Schools, organizations, governments and businesses in Bartow County will observe the annual celebration with a number of activities designed to encourage residents to focus their attention on a document that has maintained their freedom and protected their inalienable rights since it was signed Sept. 17, 1787.
The weeklong event also is aimed at helping students learn more about the principles on which the United States was founded.
"In the United States, the one single thing uniting all Americans together is the United States Constitution," state Constitution Week Vice Chairwoman Amy Nation said. "Our Constitution ensures equal rights and freedoms for all citizens. It is important to educate ourselves on these rights and freedoms because our Constitution places the power of government in the hands of the citizens. As citizens, we also have an inherent responsibility to uphold the Constitution so future generations are guaranteed their rights and freedoms."
Nation also said it's important for Georgians to value the Constitution — the oldest self-government document still in use — since Georgia was one of the original 13 colonies and was the fourth state to ratify it.
"Over the centuries, Georgia has upheld the Constitution and celebrated the principles of freedom upon which our nation was founded," she said. "It is important for citizens to continue to honor patriots of our past, support patriots of the present and inspire patriots of the future."
The tradition of celebrating the signing of the Constitution began in 1955, when the NSDAR petitioned Congress to designate the week of Sept. 17-23 each year as Constitution Week, according to a press release.
Congress adopted the resolution, and President Dwight D. Eisenhower signed Public Law No. 915 on Aug. 2, 1956.
The celebration’s goals are threefold: to encourage the study of the historical events that led to the framing of the Constitution in September 1787; to inform people of the significance of the document, which is the basis of the country’s great heritage and the foundation of the American way of life; and to emphasize U.S. citizens’ responsibility to uphold, protect, defend and preserve the Constitution.
Though the official national observance doesn't start until Monday, the NSDAR's Etowah chapter began preparing for it two weeks ago.
"The Etowah chapter is extremely busy the whole month of September with coordinating activities for Constitution Week," Key said. "The month starts off by decorating all three Bartow County libraries in Constitution Week memorabilia.

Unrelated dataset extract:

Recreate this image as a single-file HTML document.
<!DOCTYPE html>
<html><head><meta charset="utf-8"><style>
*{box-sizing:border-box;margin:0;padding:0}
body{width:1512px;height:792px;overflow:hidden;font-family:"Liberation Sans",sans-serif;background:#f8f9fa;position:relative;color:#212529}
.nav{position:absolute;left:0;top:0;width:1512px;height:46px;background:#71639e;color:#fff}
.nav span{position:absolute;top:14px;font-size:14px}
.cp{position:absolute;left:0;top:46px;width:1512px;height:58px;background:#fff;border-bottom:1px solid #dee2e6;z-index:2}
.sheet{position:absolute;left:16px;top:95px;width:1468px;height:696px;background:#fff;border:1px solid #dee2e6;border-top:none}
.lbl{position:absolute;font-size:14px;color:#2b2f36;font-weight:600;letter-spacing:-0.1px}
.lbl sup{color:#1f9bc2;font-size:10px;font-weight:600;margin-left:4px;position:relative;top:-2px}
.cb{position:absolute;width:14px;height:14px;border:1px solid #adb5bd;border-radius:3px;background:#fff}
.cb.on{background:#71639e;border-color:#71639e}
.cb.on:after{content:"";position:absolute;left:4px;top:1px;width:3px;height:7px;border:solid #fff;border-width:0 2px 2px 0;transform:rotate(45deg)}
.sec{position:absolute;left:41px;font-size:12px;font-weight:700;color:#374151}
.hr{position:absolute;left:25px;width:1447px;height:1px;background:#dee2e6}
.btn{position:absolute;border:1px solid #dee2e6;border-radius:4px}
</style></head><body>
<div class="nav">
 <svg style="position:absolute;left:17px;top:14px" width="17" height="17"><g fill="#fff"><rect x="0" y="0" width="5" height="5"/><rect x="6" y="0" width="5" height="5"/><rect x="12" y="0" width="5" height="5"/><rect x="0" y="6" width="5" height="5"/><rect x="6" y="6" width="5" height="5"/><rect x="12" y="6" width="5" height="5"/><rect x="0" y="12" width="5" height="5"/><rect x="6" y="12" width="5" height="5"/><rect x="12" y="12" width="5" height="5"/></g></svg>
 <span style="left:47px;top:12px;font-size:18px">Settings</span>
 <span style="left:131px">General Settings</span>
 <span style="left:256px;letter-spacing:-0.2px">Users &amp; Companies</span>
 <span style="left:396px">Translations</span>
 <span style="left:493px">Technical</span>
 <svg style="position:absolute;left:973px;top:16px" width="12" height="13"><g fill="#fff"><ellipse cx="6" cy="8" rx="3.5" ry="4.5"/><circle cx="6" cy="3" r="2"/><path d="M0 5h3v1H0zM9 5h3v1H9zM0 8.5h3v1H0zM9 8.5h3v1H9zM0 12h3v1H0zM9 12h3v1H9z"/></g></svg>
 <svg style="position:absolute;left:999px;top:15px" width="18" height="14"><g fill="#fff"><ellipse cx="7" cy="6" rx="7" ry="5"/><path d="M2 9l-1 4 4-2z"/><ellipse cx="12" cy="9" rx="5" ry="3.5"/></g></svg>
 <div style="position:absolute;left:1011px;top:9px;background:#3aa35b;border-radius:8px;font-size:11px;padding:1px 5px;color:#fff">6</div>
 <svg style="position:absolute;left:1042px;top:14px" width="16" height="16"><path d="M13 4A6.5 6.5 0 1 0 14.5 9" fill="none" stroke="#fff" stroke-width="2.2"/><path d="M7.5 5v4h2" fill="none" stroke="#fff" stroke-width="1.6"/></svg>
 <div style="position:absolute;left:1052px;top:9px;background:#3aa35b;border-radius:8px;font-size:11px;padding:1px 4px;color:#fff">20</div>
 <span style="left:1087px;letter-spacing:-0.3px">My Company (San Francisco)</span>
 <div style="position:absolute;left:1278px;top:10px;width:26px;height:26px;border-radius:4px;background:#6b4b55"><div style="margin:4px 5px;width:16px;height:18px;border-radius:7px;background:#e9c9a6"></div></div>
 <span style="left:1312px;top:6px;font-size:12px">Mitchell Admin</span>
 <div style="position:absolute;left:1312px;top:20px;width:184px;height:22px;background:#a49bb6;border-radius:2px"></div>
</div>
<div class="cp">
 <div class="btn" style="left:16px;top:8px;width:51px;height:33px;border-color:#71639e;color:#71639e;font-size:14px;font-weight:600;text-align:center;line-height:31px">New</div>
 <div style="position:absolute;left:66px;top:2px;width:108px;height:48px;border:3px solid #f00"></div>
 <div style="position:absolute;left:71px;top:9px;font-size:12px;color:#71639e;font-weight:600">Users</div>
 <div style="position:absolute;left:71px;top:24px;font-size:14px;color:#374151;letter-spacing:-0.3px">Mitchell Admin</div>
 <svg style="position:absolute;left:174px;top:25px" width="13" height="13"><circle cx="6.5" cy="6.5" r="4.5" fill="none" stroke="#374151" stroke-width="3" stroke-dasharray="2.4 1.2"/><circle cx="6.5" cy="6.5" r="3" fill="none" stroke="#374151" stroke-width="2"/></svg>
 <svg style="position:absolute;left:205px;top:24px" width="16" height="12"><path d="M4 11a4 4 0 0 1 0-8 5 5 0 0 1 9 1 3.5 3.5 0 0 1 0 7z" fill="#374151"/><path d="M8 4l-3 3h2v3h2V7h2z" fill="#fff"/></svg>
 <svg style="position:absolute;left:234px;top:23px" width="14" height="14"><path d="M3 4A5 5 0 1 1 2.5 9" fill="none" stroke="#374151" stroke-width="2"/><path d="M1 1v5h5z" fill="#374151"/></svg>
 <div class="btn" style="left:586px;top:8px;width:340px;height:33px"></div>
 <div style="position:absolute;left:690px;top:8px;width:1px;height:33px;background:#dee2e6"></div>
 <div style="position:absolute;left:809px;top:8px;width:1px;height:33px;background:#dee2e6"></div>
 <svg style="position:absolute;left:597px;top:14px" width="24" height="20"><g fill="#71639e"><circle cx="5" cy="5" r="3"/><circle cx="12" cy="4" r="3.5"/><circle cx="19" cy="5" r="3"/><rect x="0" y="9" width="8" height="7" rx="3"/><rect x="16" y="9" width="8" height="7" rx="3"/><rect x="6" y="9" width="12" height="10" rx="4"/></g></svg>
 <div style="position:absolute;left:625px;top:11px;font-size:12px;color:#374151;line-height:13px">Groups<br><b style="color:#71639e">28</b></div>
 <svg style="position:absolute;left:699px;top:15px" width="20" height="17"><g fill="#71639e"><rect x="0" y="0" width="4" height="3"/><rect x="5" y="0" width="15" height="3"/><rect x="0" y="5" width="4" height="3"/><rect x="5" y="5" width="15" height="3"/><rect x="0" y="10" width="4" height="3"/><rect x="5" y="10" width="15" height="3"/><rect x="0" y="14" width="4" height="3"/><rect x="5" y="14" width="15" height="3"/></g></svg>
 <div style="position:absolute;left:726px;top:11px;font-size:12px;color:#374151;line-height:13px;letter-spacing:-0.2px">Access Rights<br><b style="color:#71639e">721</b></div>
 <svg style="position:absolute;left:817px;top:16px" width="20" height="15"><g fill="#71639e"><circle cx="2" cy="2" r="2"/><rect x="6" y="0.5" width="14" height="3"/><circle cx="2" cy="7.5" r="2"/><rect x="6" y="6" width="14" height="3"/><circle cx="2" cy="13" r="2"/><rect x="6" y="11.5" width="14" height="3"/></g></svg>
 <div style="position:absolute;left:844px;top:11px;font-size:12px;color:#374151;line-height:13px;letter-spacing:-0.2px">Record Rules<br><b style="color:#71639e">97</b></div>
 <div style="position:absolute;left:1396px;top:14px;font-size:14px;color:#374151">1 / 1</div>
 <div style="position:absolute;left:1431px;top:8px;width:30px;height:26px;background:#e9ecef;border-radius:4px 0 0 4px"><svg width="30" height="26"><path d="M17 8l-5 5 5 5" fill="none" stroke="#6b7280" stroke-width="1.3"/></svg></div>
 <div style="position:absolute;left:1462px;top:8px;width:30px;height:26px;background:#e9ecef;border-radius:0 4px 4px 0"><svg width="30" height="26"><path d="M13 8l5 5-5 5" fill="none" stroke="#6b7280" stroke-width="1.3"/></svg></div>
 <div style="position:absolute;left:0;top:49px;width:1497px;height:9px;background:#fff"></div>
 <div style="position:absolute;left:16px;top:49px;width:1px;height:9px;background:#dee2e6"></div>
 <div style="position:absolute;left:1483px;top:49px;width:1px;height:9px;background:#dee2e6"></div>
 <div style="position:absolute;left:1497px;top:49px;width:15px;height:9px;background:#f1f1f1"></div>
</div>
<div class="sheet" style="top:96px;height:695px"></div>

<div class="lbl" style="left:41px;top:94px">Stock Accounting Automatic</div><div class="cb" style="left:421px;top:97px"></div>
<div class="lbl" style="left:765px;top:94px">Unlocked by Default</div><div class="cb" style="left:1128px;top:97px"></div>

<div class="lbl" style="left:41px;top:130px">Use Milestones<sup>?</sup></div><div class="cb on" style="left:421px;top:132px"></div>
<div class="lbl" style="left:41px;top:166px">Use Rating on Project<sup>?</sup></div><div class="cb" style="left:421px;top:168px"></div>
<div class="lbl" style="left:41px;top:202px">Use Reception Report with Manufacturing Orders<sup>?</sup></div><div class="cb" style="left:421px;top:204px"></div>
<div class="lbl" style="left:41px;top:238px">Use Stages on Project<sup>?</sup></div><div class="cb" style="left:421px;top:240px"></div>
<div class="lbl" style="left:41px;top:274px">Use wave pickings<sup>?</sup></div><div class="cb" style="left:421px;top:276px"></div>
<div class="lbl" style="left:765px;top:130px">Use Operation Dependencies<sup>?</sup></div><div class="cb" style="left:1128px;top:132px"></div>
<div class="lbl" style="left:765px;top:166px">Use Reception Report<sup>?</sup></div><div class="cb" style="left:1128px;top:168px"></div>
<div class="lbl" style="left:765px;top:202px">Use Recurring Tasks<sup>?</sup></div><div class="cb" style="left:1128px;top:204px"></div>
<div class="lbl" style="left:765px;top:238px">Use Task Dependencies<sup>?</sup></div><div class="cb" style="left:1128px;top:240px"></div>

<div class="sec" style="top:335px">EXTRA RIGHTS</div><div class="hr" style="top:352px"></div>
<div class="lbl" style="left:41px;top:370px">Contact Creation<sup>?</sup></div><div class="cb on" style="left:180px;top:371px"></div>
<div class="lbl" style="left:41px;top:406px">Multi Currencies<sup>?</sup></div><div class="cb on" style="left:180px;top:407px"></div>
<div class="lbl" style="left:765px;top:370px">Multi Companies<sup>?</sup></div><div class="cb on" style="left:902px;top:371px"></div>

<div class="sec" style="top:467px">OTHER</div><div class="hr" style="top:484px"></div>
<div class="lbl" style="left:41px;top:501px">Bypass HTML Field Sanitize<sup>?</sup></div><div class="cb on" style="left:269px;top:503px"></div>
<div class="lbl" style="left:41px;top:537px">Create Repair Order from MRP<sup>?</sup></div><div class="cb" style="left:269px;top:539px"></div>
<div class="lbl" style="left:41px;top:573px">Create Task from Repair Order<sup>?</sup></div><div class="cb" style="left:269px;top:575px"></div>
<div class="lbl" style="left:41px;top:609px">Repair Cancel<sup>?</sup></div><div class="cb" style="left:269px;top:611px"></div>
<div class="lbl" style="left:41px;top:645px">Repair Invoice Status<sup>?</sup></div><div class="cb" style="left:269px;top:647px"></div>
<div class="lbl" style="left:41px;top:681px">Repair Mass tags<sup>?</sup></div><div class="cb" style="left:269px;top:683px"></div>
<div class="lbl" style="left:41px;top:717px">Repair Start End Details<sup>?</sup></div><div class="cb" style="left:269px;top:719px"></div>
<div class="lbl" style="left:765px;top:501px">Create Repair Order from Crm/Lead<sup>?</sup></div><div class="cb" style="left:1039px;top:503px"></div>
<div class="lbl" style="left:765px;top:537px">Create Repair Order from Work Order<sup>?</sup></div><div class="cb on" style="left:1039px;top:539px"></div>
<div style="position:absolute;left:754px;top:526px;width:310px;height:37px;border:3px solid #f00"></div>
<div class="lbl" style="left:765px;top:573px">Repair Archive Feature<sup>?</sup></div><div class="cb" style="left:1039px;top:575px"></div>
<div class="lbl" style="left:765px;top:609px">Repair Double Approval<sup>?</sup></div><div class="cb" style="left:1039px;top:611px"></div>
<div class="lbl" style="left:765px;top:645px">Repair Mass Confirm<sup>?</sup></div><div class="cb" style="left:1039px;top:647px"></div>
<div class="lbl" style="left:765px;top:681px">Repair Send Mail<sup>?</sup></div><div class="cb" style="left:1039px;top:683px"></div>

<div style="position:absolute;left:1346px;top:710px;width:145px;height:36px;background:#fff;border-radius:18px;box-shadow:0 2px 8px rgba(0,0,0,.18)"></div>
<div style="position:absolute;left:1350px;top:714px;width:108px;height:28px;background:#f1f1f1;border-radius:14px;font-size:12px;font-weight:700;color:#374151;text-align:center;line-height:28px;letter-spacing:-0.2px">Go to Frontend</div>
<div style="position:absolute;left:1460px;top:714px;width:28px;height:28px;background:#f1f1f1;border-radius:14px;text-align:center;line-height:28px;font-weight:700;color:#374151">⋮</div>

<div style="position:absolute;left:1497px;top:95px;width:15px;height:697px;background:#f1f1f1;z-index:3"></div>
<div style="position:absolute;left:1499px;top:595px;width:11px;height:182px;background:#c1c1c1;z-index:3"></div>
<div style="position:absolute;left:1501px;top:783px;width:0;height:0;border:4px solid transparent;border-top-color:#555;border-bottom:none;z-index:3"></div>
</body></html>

To make our communities aware, we send Constitution proclamations to all Bartow County mayors and the county commissioner for signatures."
But probably the biggest participants are all the schools in Bartow County and Cartersville, Excel Christian Academy and home-school groups.

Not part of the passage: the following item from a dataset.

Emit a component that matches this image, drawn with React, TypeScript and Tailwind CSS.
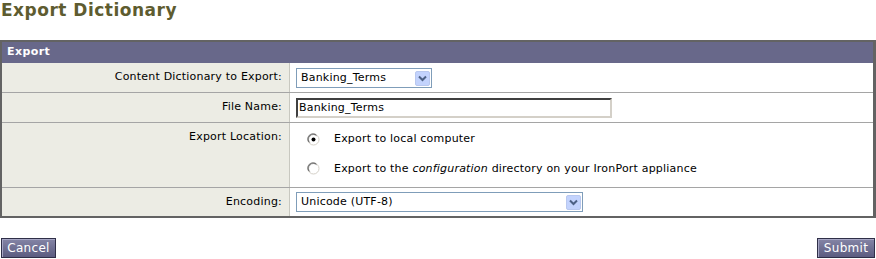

"Just [Wednesday], I dressed as Abigail Adams and visited four elementary schools' fourth-graders and one home-school group," Key said.
The chairwoman said she is giving each school Constitution Minutes to read during morning announcements and a Constitution Rock to hide on Constitution Day Monday — the finder of each will win a prize — and is inviting the students to attend the official 1776 Patriots on the Square kickoff Saturday from 11 a.m. to 2 p.m. in Friendship Plaza in downtown Cartersville.

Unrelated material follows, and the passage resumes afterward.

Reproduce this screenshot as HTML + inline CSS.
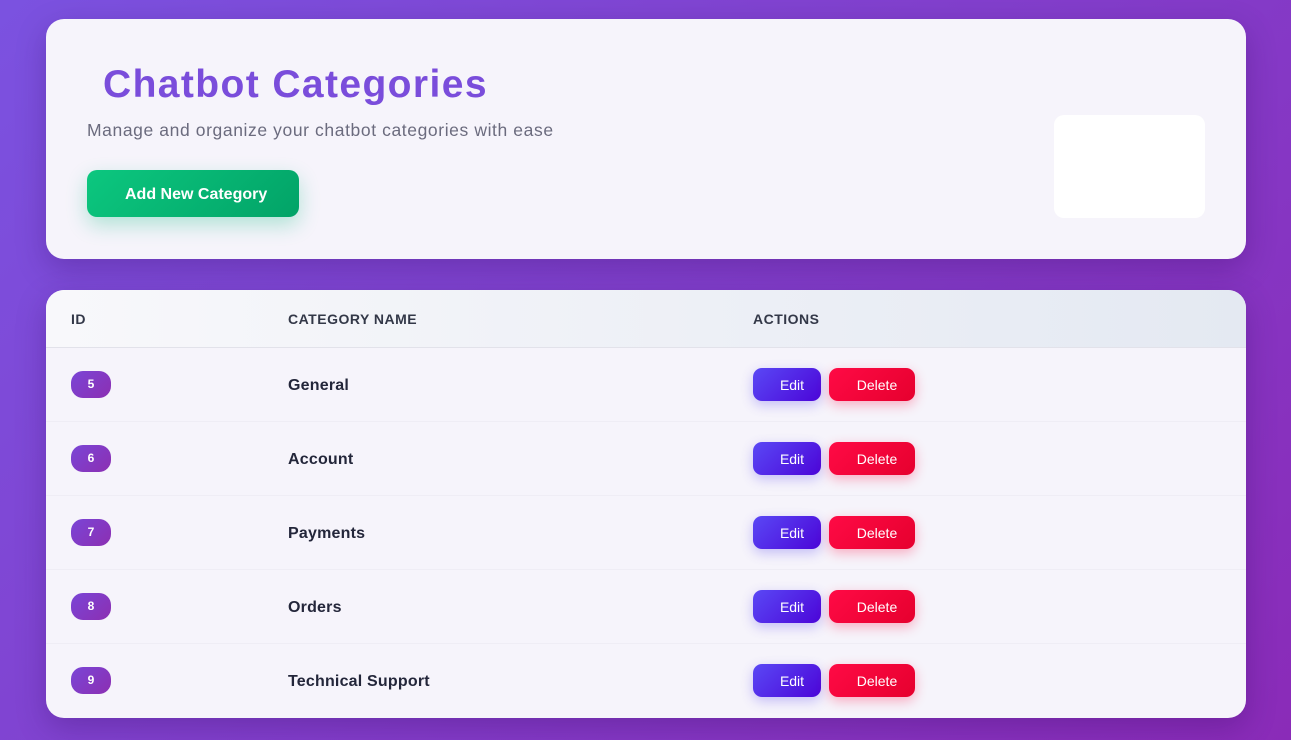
<!DOCTYPE html>
<html><head><style>
*{box-sizing:border-box;margin:0;padding:0}
body{width:1291px;height:740px;overflow:hidden;background:linear-gradient(135deg,#7b52e0,#8a2bb8);font-family:"Liberation Sans",sans-serif;position:relative}
.card{position:absolute;left:46px;width:1200px;background:#f6f4fb;border-radius:18px;box-shadow:0 10px 30px rgba(40,0,80,.25)}
.hdr{top:19px;height:240px}
h1{position:absolute;left:57px;top:44px;font-size:39px;font-weight:bold;color:#7a4ddb;letter-spacing:1.4px}
.sub{position:absolute;left:41px;top:101px;font-size:17.5px;color:#6b6b7e;letter-spacing:0.6px}
.add{position:absolute;left:41px;top:151px;width:212px;height:47px;border-radius:10px;background:linear-gradient(135deg,#0cc77f,#02a367);color:#fff;font-weight:bold;font-size:16px;line-height:49px;padding-left:38px;box-shadow:0 8px 20px rgba(16,185,129,.3)}
.wbox{position:absolute;left:1008px;top:96px;width:151px;height:103px;background:#fff;border-radius:10px}
.tbl{top:290px;height:428px;overflow:hidden}
.th{height:58px;background:linear-gradient(90deg,#f8f8fb,#e4e9f2);border-bottom:1px solid #e2e2ea;position:relative}
.th span{position:absolute;top:21px;font-size:14px;font-weight:bold;color:#333848;letter-spacing:.5px}
.row{height:74px;position:relative;border-bottom:1px solid #efedf5}
.id{position:absolute;left:25px;top:23px;width:40px;height:27px;border-radius:12px;background:linear-gradient(135deg,#7a45d6,#8c2fb2);color:#fff;font-size:12px;font-weight:bold;text-align:center;line-height:27px}
.nm{position:absolute;left:242px;top:29px;font-size:16px;font-weight:bold;color:#23263a;letter-spacing:.2px}
.ed{position:absolute;left:707px;top:20px;width:68px;height:33px;border-radius:9px;background:linear-gradient(135deg,#5a48f5,#4b05d8);color:#fff;font-size:14px;line-height:35px;text-align:center;padding-left:10px;box-shadow:0 4px 12px rgba(80,60,240,.3)}
.dl{position:absolute;left:783px;top:20px;width:86px;height:33px;border-radius:9px;background:linear-gradient(135deg,#ff0a45,#e6002e);color:#fff;font-size:14px;line-height:35px;text-align:center;padding-left:10px;box-shadow:0 4px 12px rgba(255,0,60,.3)}
</style></head><body>
<div class="card hdr">
<h1>Chatbot Categories</h1>
<div class="sub">Manage and organize your chatbot categories with ease</div>
<div class="add">Add New Category</div>
<div class="wbox"></div>
</div>
<div class="card tbl">
<div class="th"><span style="left:25px">ID</span><span style="left:242px">CATEGORY NAME</span><span style="left:707px">ACTIONS</span></div>
<div class="row"><div class="id">5</div><div class="nm">General</div><div class="ed">Edit</div><div class="dl">Delete</div></div>
<div class="row"><div class="id">6</div><div class="nm">Account</div><div class="ed">Edit</div><div class="dl">Delete</div></div>
<div class="row"><div class="id">7</div><div class="nm">Payments</div><div class="ed">Edit</div><div class="dl">Delete</div></div>
<div class="row"><div class="id">8</div><div class="nm">Orders</div><div class="ed">Edit</div><div class="dl">Delete</div></div>
<div class="row" style="border:none"><div class="id">9</div><div class="nm">Technical Support</div><div class="ed">Edit</div><div class="dl">Delete</div></div>
</div>
</body></html>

Hosted by the Etowah chapter and the Cartersville Downtown Development Authority, the free event will give the public a chance to learn more about the Revolutionary War era, Key said.
"We have actors in costumes portraying known and unknown patriots," she said, noting some of them will make the school visits with her. "During 1776 Patriots on the Square, I will step into the shoes of the patriot spy Anna Strong. She was part of the Culper Spy Ring. I will demonstrate how she sent messages undetected during the Revolutionary War. Gen. George Washington only knew her as No. 355. It wasn’t until after the war he found out her real name."
Other historical figures who will be portrayed include George and Martha Washington, Benjamin Franklin, Paul Revere, Esther de Berdt Reed, the Rev. John Wesley, Nancy Hart, Margaret Corbin, Button Gwinnett, George Walton, Lyman Hall, Abigail Adams and Gen. Jean-Baptiste Rochambeau.
Key added Bartow was the first county in Georgia to "allow a Constitution Week event in the downtown area, with actors portraying patriots" from 1776.
"We have received nothing but positive responses," she said. "[DDA Manager] Lillie Reed, the city manager [Tamara Brock], Mayor Matt Santini, Commissioner Steve Taylor and the local media have all been supportive. I hope one day to see actors all over Georgia educating the children in a fun, hands-on way about our Constitution and the founding patriots."
She said she is always looking for people "of every ethnic group to portray the many unknown patriots that helped build our nation's foundation."
"Our history is rich in personalities too important to leave unknown," she said. "All our actors are volunteers that may change each year, and I appreciate their time and effort in helping with this event."